Film Review by Fiore
WARCRAFT is an enjoyable, fun movie. It’s filled with action, fantasy, interesting characters and a decent story. The special effects (SFX) are first rate, it has a rousing score and is exceptionally well paced. It is well worth the price of admission, and will provide a quite enjoyable evening’s entertainment.
In the mien of full disclosure, I must admit I have never played the game. I’ve never even seen the game, know nothing of its characters, storylines nor parameters. I consider this a major advantage, and not a distraction. When DOOM was released, with Dwayne Johnson and Carl Urban, I also knew nothing about the game. As such, I thought the movie was a fairly respectable action sci-fi flick. Afterwards, when I discovered the movie erased all the religious components of the game, I saw the film in a different light, and had to admit the story of the game was considerably better.
So far, I’ve not talked to anyone about the World of Warcraft game, save to have one person tell me the movie is a bit of a prequel to the game’s action. As such, I thoroughly enjoyed this film, even though, given the track record of video games transformed into movies, I had major reservations going into the theatre.
Technically, WARCRAFT boasts the finest CGI FX of any film I’ve seen in the past five years. Usually keen on my radar, I spotted no poor matting, proportional distortions, or inappropriate features or movements. This places WARCRAFT higher than the rash of superhero movies of late. Credit Cinematographer and Production Designer Simon Duggan and Gavin Bocquet, respectively, for the film’s look and Special Effects Coordinator Jason Smith for making the storyboards succeed. Toss in a rousing orchestral score from Ramin Djawadi and WARCRAFT is a feast for the eyes and ears.
1. The mountain summit
2. The portal conflict
3. The Moses like basket scene.
The script for WARCRAFT borrows, like most video games do, from various other sources. There is an interplanetary portal, much like STARGATE; it has interspecies love, as happened so often on STAR TREK; and it borrows, literally, the baby in the basket tale of Moses from the Bible, to name a few.
The story, as adapted by Screenwriter and Director Duncan Jones, tells of the peaceful, civilized world of Azeroth. Their world is suddenly thrown into major conflict when the Orcs, whose own world of Draenor, dies. The Orcs decide Azeroth would be an easy place to dominate and establish as a new home. Lead by an evil wizard, Gul’dan, played by Daniel Wu, the Orcs invade Azeroth only to find the humans, too, have a powerful wizard to help them in Medivh, played by Ben Foster and his apprentice Khadgar, played by Ben Schnetzer. Led by King Llane Wrynn, played by Dominic Cooper, who is doing a fine job on the AMC series PREACHER in the title role of Jessie Cutler, and Anduin Lothar, played by Travis Fimmel, the war council warrior from Stormwind, the Orcs soon discover the humans are not quite the push-overs originally thought. This causes Gul’dan to show his true colors and the possible evil behind his magic. In turn, dissention grows in the Orc ranks, especially among the members of the Frostwolf clan and its chieftain Durotan, played by Toby Kebbell, and his wife Draka, played by Anna Galvin. While Jones crafts a fine story, it does have a few gaffes.

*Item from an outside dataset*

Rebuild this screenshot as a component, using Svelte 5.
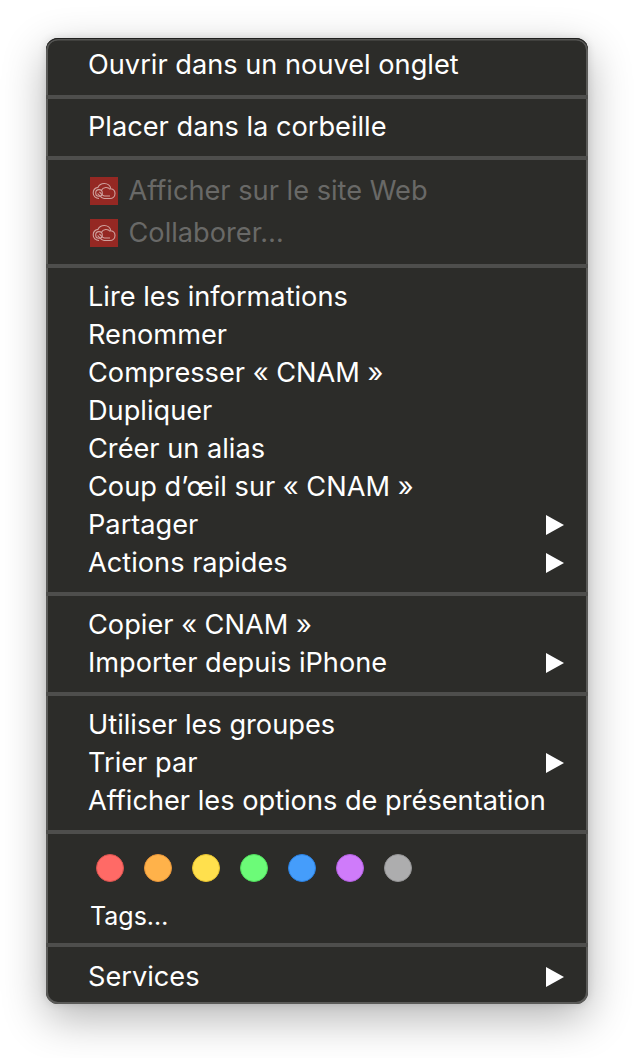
<script>
  const sections = [
    { items: [{ t: 'Ouvrir dans un nouvel onglet' }] },
    { items: [{ t: 'Placer dans la corbeille' }] },
    { kind: 'apps', items: [{ t: 'Afficher sur le site Web' }, { t: 'Collaborer…' }] },
    { items: [
      { t: 'Lire les informations' }, { t: 'Renommer' }, { t: 'Compresser « CNAM »' },
      { t: 'Dupliquer' }, { t: 'Créer un alias' }, { t: 'Coup d’œil sur « CNAM »' },
      { t: 'Partager', sub: true }, { t: 'Actions rapides', sub: true }
    ] },
    { items: [{ t: 'Copier « CNAM »' }, { t: 'Importer depuis iPhone', sub: true }] },
    { items: [{ t: 'Utiliser les groupes' }, { t: 'Trier par', sub: true }, { t: 'Afficher les options de présentation' }] },
    { kind: 'tags' },
    { items: [{ t: 'Services', sub: true }] }
  ];
  const tags = [
    ['#ff6a66', '#d9534f'], ['#ffb24a', '#e8963a'], ['#ffe04d', '#e6c22f'], ['#6cfb78', '#4fdc5c'],
    ['#459dfb', '#2a80e0'], ['#cf7bfa', '#b25fe0'], ['#adadae', '#949495']
  ];
</script>

<div class="page">
  <div class="menu">
    {#each sections as s}
      <section class={s.kind ?? ''}>
        {#if s.kind === 'tags'}
          <div class="dots">
            {#each tags as [fill, edge]}
              <span class="dot" style="background:{fill};border-color:{edge}"></span>
            {/each}
          </div>
          <div class="tagsLabel">Tags…</div>
        {:else}
          {#each s.items as item}
            <div class="row">
              {#if s.kind === 'apps'}
                <svg class="ccIcon" viewBox="0 0 28 28" aria-hidden="true">
                  <rect width="28" height="28" fill="#952823" />
                  <g fill="none" stroke="#cfa19d" stroke-width="1.1">
                    <path d="M9 21.500c-3.300 0-5.800-2.500-5.800-5.600 0-2.800 2-5 4.700-5.500C9 8.100 11.400 6.500 14.300 6.500c3.300 0 6 2.300 6.500 5.300 2.500.4 4.200 2.300 4.200 4.700 0 2.800-2.200 5-5 5h-6c-1.700 0-3-1.300-4.200-2.600l-2.200-2.400" />
                    <circle cx="9" cy="15.900" r="3.300" />
                    <path d="M11.300 13.400c1.800-3.500 6.600-3.900 9-.9 M20 19h-5.500c-1.200 0-2.200-1-3.200-2.100l-1.900-2.100" />
                  </g>
                </svg>
              {/if}
              <span class="label">{item.t}</span>
              {#if item.sub}
                <svg class="arrow" viewBox="0 0 18 20" aria-hidden="true"><path d="M0 0L18 10L0 20Z" fill="#fff" /></svg>
              {/if}
            </div>
          {/each}
        {/if}
      </section>
    {/each}
  </div>
</div>

<style>
  :global(body) { margin: 0; background: #fff; }
  .page {
    width: 634px;
    height: 1058px;
    box-sizing: border-box;
    padding: 38px 46px 0;
    overflow: hidden;
  }
  .menu {
    width: 542px;
    height: 966px;
    box-sizing: border-box;
    background: #2c2c29;
    border-radius: 12px;
    box-shadow: inset 0 1px 0 #1f1f1e, inset 0 2.5px 0 #555553, inset 0 0 0 2px #5a5a58, 0 14px 44px rgba(0, 0, 0, 0.3), 0 0 8px rgba(0, 0, 0, 0.12);
    font-family: Inter, "Liberation Sans", sans-serif;
    font-size: 27.2px;
    color: #fff;
    padding-top: 7.5px;
    overflow: hidden;
  }
  section {
    padding: 10px 0;
    border-bottom: 4px solid #4e4e4c;
  }
  section:nth-child(1) { padding-top: 0; padding-bottom: 11px; }
  section:nth-child(2) { padding-top: 9px; }
  section:last-child { border-bottom: 0; padding-top: 11px; padding-bottom: 0; }
  .row {
    height: 38px;
    display: flex;
    align-items: center;
    padding: 0 24px 0 42px;
    white-space: nowrap;
  }
  .apps .row { height: 42px; }
  .apps .label { color: #696967; margin-left: 11px; }
  .ccIcon { width: 28px; height: 28px; flex: none; margin-left: 1.5px; }
  .label { flex: 1; }
  .arrow { width: 18px; height: 20px; flex: none; }
  .dots {
    display: flex;
    gap: 20px;
    padding: 10px 0 0 50px;
  }
  .dot {
    width: 28px;
    height: 28px;
    box-sizing: border-box;
    border-radius: 50%;
    border: 1.5px solid;
  }
  .tagsLabel { padding: 18px 0 0 44px; height: 43px; line-height: 32px; font-size: 25px; }
  section.tags { padding-bottom: 0; }
</style>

There is no real ending to the movie. It has a conclusion, but leaves so much more to tell. The set up for further adventures is all too obvious, and with the massive box office draw in China alone, which was upwards of $150 million, it appears more of the world of WARCRAFT is most definitely on the way. The ending is also a bit abrupt, with a few transitions that occur without the proper set up. Most glaring is the alteration from Lothar’s attempt to rescue the king’s body to the altercation with Blackhand, played by Clancy Brown.
If I learn more about the game, it’s possible my opinion of WARCRAFT could change. For now, though, I enjoyed the movie and found it quite entertaining. It is exceptionally difficult to create entire new worlds, with new creatures and cultures. This is why most sci-fi novels run 400-500 pages. To convert new worlds and cultures into a 120-page script is not only difficult, but often controversial. WARCRAFT gamers might take a contrary view, but I found the celluloid version to be a lot of fun.